The question you should be asking is — why didn’t the NHL suspend Spurgeon for making Nyquist do this?

Another thing that you, the pitiable hockey fan doesn’t understand that DOPS does: precedence. Nyquist’s suspension had to be six games. Why? Because when Duncan Keith hit Minnesota’s Charlie Coyle in the face in a similar incident in March 2016, that was deemed to be worth six games. If one stick to the face is worth six games, all sticks to the face are worth six games. That’s just how things work. Precedent had been set.

Or maybe all Wild faces are worth six games. That’s tough to say.

What’s that? You have another question? God, what is it? Oh, you don’t understand how the DOPS is forced to honor precedent of a too-weak suspension since it was DOPS that established that precedent in the first place? Why are they beholden to a number that they themselves set less than a year ago?

Hockey is about tradition. It’s not about change or thinking outside the box. You’d understand that if you ever played the game. You should stick to basketball or tennis or go watch figure skating if you don’t like it. This is a league that thinks having a defensive player put his stick down in the faceoff circle first is a revolutionary way of transforming the sport. Six games last year. Six games this year. Six games next year.

But what about the word “safety” in the department’s title? Doesn’t that mean something? If six games wasn’t a deterrent one year ago, shouldn’t they have added a few more games to the incident this year? Six didn’t enter the mind of Nyquist when he intentionally … oh, sorry … accidentally hit Spurgeon in the face while attempting to execute an honest, well-meaning martial arts move with a hockey stick.

Again, tradition is more important than safety. We’ve already covered this.

Finally, you’re probably looking to show off that law degree you earned. You want to let me know that what Nyquist did to Spurgeon constitutes second-degree assault in Minnesota, since the act had a stick, which was an “object that is used in such a way that is calculated to produce death or great bodily harm.”

Sure, death wasn’t a possible outcome but “great bodily harm” was, so how does an act that carries a sentence of at least seven years only result in a six-game punishment?

Hey, idiot: It’s the National Hockey LEAGUE, not the National Hockey LAW. An NHL rink is made of ice, which is frozen water, and has people from all over the world on it, which makes it international waters, which means the laws of the state of Minnesota do not apply here. Nyquist could have ritually sacrificed Spurgeon to the god of lingonberries and opened a casino with underage dealers and monkey knife fights, and at most that’s a 15-game suspension. Probably closer to 10. Eight at the least, assuming the league could keep some of the casino money and not apply it to hockey-related revenue.

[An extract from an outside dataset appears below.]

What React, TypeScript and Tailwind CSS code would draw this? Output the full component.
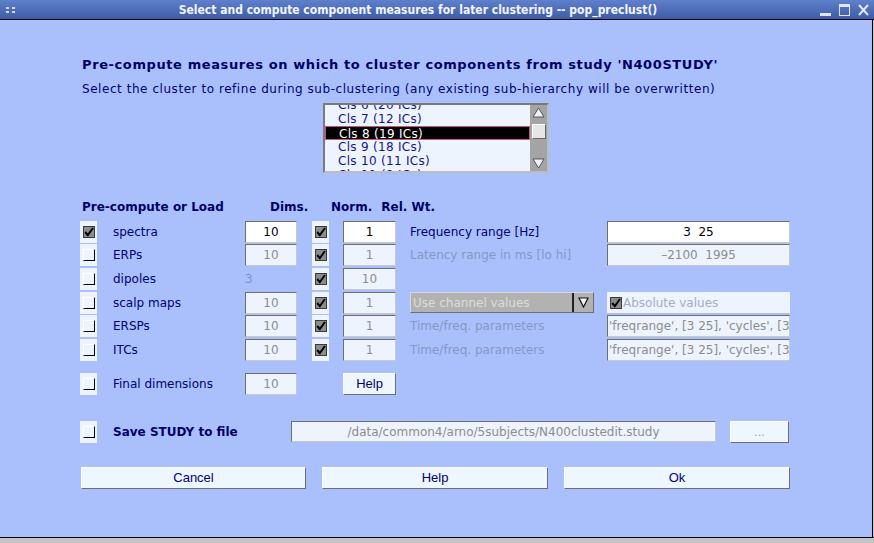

The NHL said six games is what Nyquist deserved, so six games is what he deserved. Stop trying to outthink the league that gave us the Guardian Project and Four Line Challenge at this year’s All-Star Game. They know what’s best. You don’t. And the sooner you understand the league knows what’s best for you, the sooner you will understand what it means to be a fan of the NHL.

5 thoughts on “Six games for Gustav Nyquist’s high stick? How dare you question NHL justice, sir

  1. You are a F’in moron. You must have been listening to president Chump today. What if that was your son that got speared in the face!

  2. If the initial back check into the boards had been called there would have been no retaliation. How many times have refs not called an obvious penalty and then called a retaliation? It is endless. The refs need to do a better job calling the initial penalty.

    As far as the DOPS goes, they lost all credibility with me when they did nothing to Ray Emery for his assault on Braden Holtby. Emery would still be serving time if that had happened on the street.